Start of Provided data

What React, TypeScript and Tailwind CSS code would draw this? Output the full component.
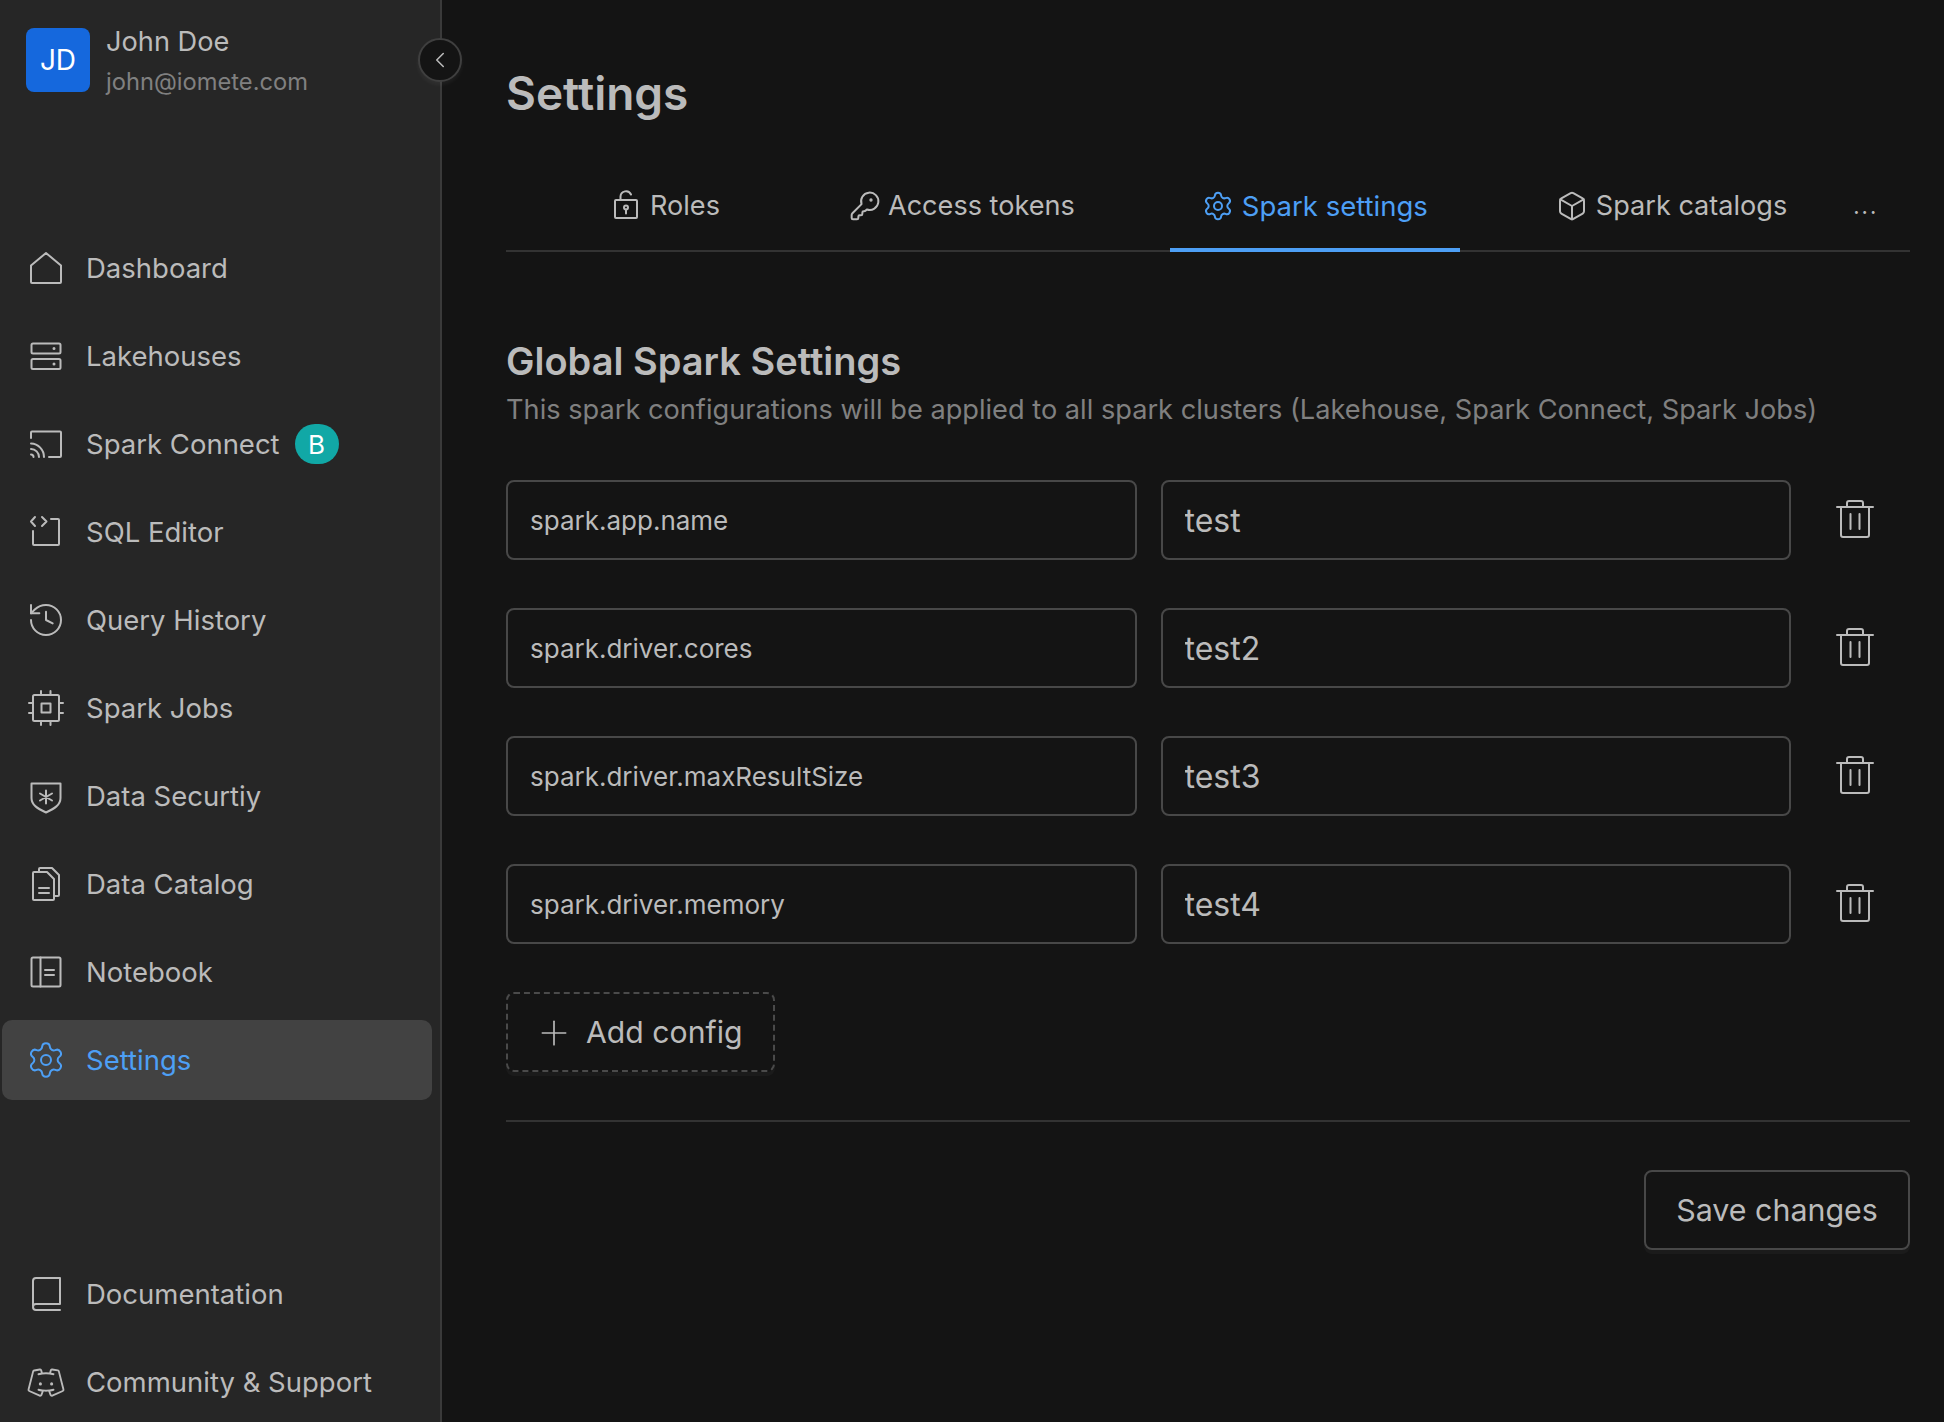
import type { ReactNode } from "react";
import { Box, ChevronLeft, History, KeyRound, Plus, Settings } from "lucide-react";
import { PiDiscordLogoLight } from "react-icons/pi";

function Svg({ size = 40, children }: { size?: number; children: ReactNode }) {
  return (
    <svg
      width={size}
      height={size}
      viewBox={`0 0 ${size} ${size}`}
      fill="none"
      stroke="currentColor"
      strokeWidth="2"
      strokeLinecap="round"
      strokeLinejoin="round"
      className="shrink-0"
    >
      {children}
    </svg>
  );
}

const HomeIcon = () => (
  <Svg>
    <path d="M6 35h28a1 1 0 0 0 1-1V17.500L20 5 5 17.500V34a1 1 0 0 0 1 1Z" />
  </Svg>
);

const ServerIcon = () => (
  <Svg>
    <rect x="5.500" y="7.500" width="29" height="10" rx="1.500" />
    <rect x="5.500" y="23" width="29" height="10" rx="1.500" />
    <path d="M28 12.500h.01M28 28h.01" strokeWidth="3" />
  </Svg>
);

const CastIcon = () => (
  <Svg>
    <path d="M5 14V8.500a1 1 0 0 1 1-1h28a1 1 0 0 1 1 1V32a1 1 0 0 1-1 1H23" />
    <path d="M5 19.500A13.500 13.500 0 0 1 18 33M5 25a8 8 0 0 1 8 8M5 30.500a2.500 2.500 0 0 1 2.500 2.500" />
  </Svg>
);

const CodeBoxIcon = () => (
  <Svg>
    <path d="M7 19v13a1 1 0 0 0 1 1h24a1 1 0 0 0 1-1V8a1 1 0 0 0-1-1h-7" />
    <path d="M9 5 5 9.500 9 14M16 5l4.500 4.500L16 14" />
  </Svg>
);

const ChipIcon = () => (
  <Svg>
    <rect x="7" y="7" width="26" height="26" rx="1.500" />
    <rect x="15.500" y="15.500" width="9" height="9" />
    <path d="M15 3v4M24.500 3v4M15 33v4M24.500 33v4M3 15h4M3 25h4M33 15h4M33 25h4" />
  </Svg>
);

const ShieldIcon = () => (
  <Svg>
    <path d="M5.500 7.500h29V22c0 7-6 10.500-14.500 14.500C11.500 32.500 5.500 29 5.500 22Z" />
    <path d="M20 14.500v13M14 17.500l12 7M26 17.500l-12 7" />
  </Svg>
);

const FilesIcon = () => (
  <Svg>
    <path d="M8 8h13l7 7v20a1 1 0 0 1-1 1H8a1 1 0 0 1-1-1V9a1 1 0 0 1 1-1Z" />
    <path d="M13 7V5a1 1 0 0 1 1-1h12l7 7v20a1 1 0 0 1-1 1h-4" />
    <path d="M13 24h10M13 29h10" />
  </Svg>
);

const NotebookIcon = () => (
  <Svg>
    <rect x="5.500" y="5.500" width="29" height="29" rx="1.500" />
    <path d="M14.500 5.500v29M19 18h9M19 23h9" />
  </Svg>
);

const BookIcon = () => (
  <Svg>
    <path d="M7 32V7a3 3 0 0 1 3-3h24v26H10a3 3 0 0 0-3 3 3 3 0 0 0 3 3h24" />
  </Svg>
);

const LockIcon = () => (
  <Svg size={32}>
    <rect x="5" y="10" width="22" height="18" rx="1" />
    <path d="M10.500 10V6.500a5.500 5.500 0 0 1 10.500-2" />
    <circle cx="16" cy="17.500" r="2" />
    <path d="M16 19.500v4" />
  </Svg>
);

const TrashIcon = () => (
  <Svg>
    <path d="M2 8h36" />
    <path d="M6 8v28a2 2 0 0 0 2 2h24a2 2 0 0 0 2-2V8" />
    <path d="M12 8V4a2 2 0 0 1 2-2h12a2 2 0 0 1 2 2v4" />
    <path d="M15.500 15v15M24.500 15v15" />
  </Svg>
);

const mainNav = [
  { label: "Dashboard", icon: <HomeIcon /> },
  { label: "Lakehouses", icon: <ServerIcon /> },
  { label: "Spark Connect", icon: <CastIcon />, badge: "B" },
  { label: "SQL Editor", icon: <CodeBoxIcon /> },
  { label: "Query History", icon: <History size={40} strokeWidth={1.2} /> },
  { label: "Spark Jobs", icon: <ChipIcon /> },
  { label: "Data Securtiy", icon: <ShieldIcon /> },
  { label: "Data Catalog", icon: <FilesIcon /> },
  { label: "Notebook", icon: <NotebookIcon /> },
  { label: "Settings", icon: <Settings size={40} strokeWidth={1.2} />, active: true },
];

const bottomNav = [
  { label: "Documentation", icon: <BookIcon /> },
  { label: "Community & Support", icon: <PiDiscordLogoLight size={40} /> },
];

const configs = [
  { key: "spark.app.name", value: "test" },
  { key: "spark.driver.cores", value: "test2" },
  { key: "spark.driver.maxResultSize", value: "test3" },
  { key: "spark.driver.memory", value: "test4" },
];

type NavRow = { label: string; icon: ReactNode; badge?: string; active?: boolean };

function NavItem({ item }: { item: NavRow }) {
  return (
    <a
      className={`flex h-20 items-center gap-5 rounded-[10px] pl-6 text-[27.5px] ${
        item.active ? "bg-[#424242] text-[#4d9ff5]" : "text-[#bbbbbb]"
      }`}
    >
      {item.icon}
      <span className="pt-[1px]">{item.label}</span>
      {item.badge && (
        <span className="-ml-[5px] flex h-10 w-11 items-center justify-center rounded-full bg-[#11a8a6] text-[26px] text-white">
          {item.badge}
        </span>
      )}
    </a>
  );
}

export default function App() {
  return (
    <div className="flex h-[1422px] overflow-hidden bg-[#141414] font-['Inter',sans-serif]">
      <aside className="relative flex w-[442px] shrink-0 flex-col border-r-2 border-[#3a3a3a] bg-[#262626] pl-[2px] pr-[8px]">
        <div className="flex items-start gap-4 pl-6 pt-[22px]">
          <div className="mt-[6px] flex h-16 w-16 items-center justify-center rounded-lg bg-[#1568dd] text-[28px] text-white">
            JD
          </div>
          <div>
            <div className="pt-[1px] text-[27.2px] leading-[38px] text-[#bbbbbb]">John Doe</div>
            <div className="mt-[3px] text-[23.7px] leading-[36px] text-[#808080]">john@iomete.com</div>
          </div>
        </div>

        <button className="absolute left-[418px] top-[38px] flex h-11 w-11 items-center justify-center rounded-full border-2 border-[#3f3f3f] bg-[#141414] text-[#bbbbbb] shadow-[0_3px_4px_rgba(255,255,255,0.05)]">
          <ChevronLeft size={26} strokeWidth={1.4} />
        </button>

        <nav className="mt-[128px] flex flex-col gap-2">
          {mainNav.map((item) => (
            <NavItem key={item.label} item={item} />
          ))}
        </nav>

        <nav className="mt-auto flex flex-col gap-2">
          {bottomNav.map((item) => (
            <NavItem key={item.label} item={item} />
          ))}
        </nav>
      </aside>

      <main className="min-w-0 flex-1 pl-16 pr-[34px] pt-[63px]">
        <h1 className="text-[46px] font-semibold leading-[60px] text-[#bbbbbb]">Settings</h1>

        <div className="mt-[37px] flex h-[92px] items-stretch gap-[66px] border-b-2 border-[#333333] pl-[76px] text-[27.1px] text-[#bbbbbb]">
          <div className="flex items-center gap-2 pl-7 pr-[31px] pt-[2px]">
            <LockIcon />
            <span className="pt-[1px]">Roles</span>
          </div>
          <div className="flex items-center gap-[7px] px-8 pt-[2px]">
            <KeyRound size={32} strokeWidth={1.5} />
            <span className="pt-[1px]">Access tokens</span>
          </div>
          <div className="relative -ml-[3px] flex items-center gap-2 px-8 pt-[2px] text-[27.5px] text-[#4d9ff5]">
            <Settings size={32} strokeWidth={1.5} />
            <span className="pt-[1px]">Spark settings</span>
            <div className="absolute inset-x-0 -bottom-[2px] h-1 bg-[#4d9ff5]" />
          </div>
          <div className="-ml-[2px] flex items-center gap-2 px-8 pt-[2px]">
            <Box size={32} strokeWidth={1.5} />
            <span className="pt-[1px]">Spark catalogs</span>
          </div>
          <div className="-ml-[32px] flex items-center pt-[2px] text-[22px] tracking-[2px]">...</div>
        </div>

        <h2 className="mt-[85px] text-[38px] font-semibold leading-[48px] text-[#bbbbbb]">Global Spark Settings</h2>
        <p className="mt-[5px] text-[27.2px] leading-10 text-[#808080]">
          This spark configurations will be applied to all spark clusters (Lakehouse, Spark Connect, Spark Jobs)
        </p>

        <div className="mt-[50px] flex flex-col gap-12">
          {configs.map((config) => (
            <div key={config.key} className="flex items-center gap-6">
              <input
                readOnly
                value={config.key}
                className="h-20 min-w-0 flex-1 rounded-lg border-2 border-[#484848] bg-transparent px-[22px] text-[26px] text-[#bbbbbb] outline-none"
              />
              <input
                readOnly
                value={config.value}
                className="h-20 min-w-0 flex-1 rounded-lg border-2 border-[#484848] bg-transparent px-[22px] text-[32px] text-[#bbbbbb] outline-none"
              />
              <button className="ml-5 mr-[35px] -mt-[2px] text-[#bbbbbb]">
                <TrashIcon />
              </button>
            </div>
          ))}
        </div>

        <button className="mt-12 flex h-20 w-[269px] items-center gap-3 rounded-lg border-2 border-dashed border-[#4a4a4a] pl-[26px] pt-[1px] text-[30.2px] text-[#bbbbbb] shadow-[0_4px_0_rgba(255,255,255,0.03)]">
          <Plus size={40} strokeWidth={1} />
          <span>Add config</span>
        </button>

        <div className="mt-12 h-[2px] bg-[#333333]" />

        <div className="mt-12 flex justify-end">
          <button className="h-20 w-[266px] rounded-lg border-2 border-[#484848] pt-[1px] text-[30.4px] text-[#bbbbbb] shadow-[0_4px_0_rgba(255,255,255,0.03)]">
            Save changes
          </button>
        </div>
      </main>
    </div>
  );
}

End of Provided data

What to do: Identify each line holding the string "full", and copy it out.

Expected output:
What React, TypeScript and Tailwind CSS code would draw this? Output the full component.
        <span className="-ml-[5px] flex h-10 w-11 items-center justify-center rounded-full bg-[#11a8a6] text-[26px] text-white">
        <button className="absolute left-[418px] top-[38px] flex h-11 w-11 items-center justify-center rounded-full border-2 border-[#3f3f3f] bg-[#141414] text-[#bbbbbb] shadow-[0_3px_4px_rgba(255,255,255,0.05)]">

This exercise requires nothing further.